In 2013, three more one-acre parcels were added to the two that were originally created the previous summer. These new one-acre parcels use various combinations of straw, hay, seeds and compost/biochar. As before, the cattle were provided by the Coal Basin Cattlemen’s Association. An additional bonus this year was the significant precipitation that fell during the cow-stomp week. This allowed the seed, straw and mulch/biochar to be stomped much deeper and more completely into the soil.
The spring of 2014 then produced the expected results with a rich growth of native grasses on the parcel that had received the revised mixture of seeds, hay, straw and compost/biochar. The precipitation in the 2014 summer was normal, and no new plantings were done in the study six areas. At the end of the summer, revegetation data was again collected with direct on-site transect measurements.

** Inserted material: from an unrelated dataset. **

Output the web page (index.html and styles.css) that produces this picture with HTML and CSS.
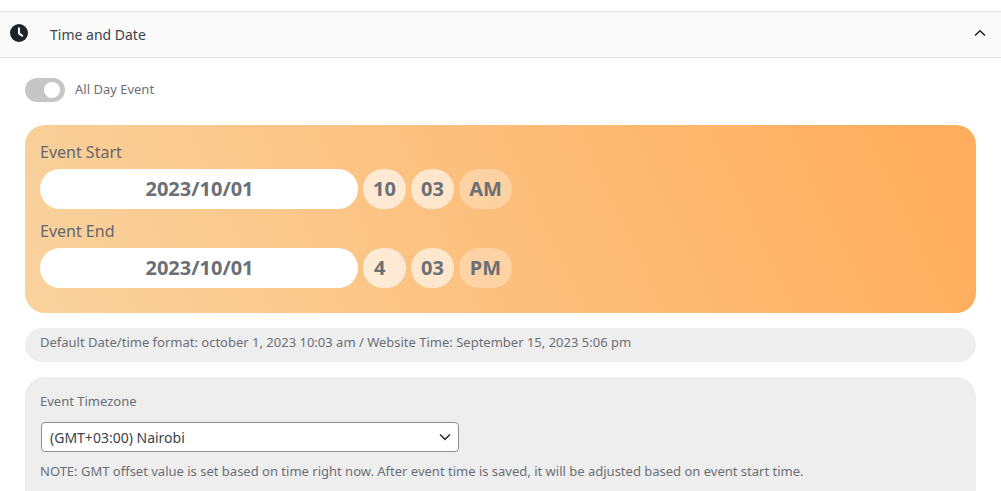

In the fall of 2015, final transect measurements were taken on the study parcels. This, combined with data taken over the three previous seasons allowed the USFS staff to determine the best combination of treatments for the degraded Coal Basin lands. The results of the study are documented in a comprehensive final report entitled “Coal Basin Restoration Project using Livestock as a Restoration Tool” dated November, 2015, authored by Wayne Ives (USFS retired). The photos at the top of the article show the lush final product compared to that from the unmodified control parcel. The final conclusion is that the rocky soils in Coal Basin that remain after decades of coal mining, can be re-vegetated using a mix of a eco-typical grass seed mix with straw, compost/bio char and soil amendments, along with cattle to stomp this mixture into the degraded soil.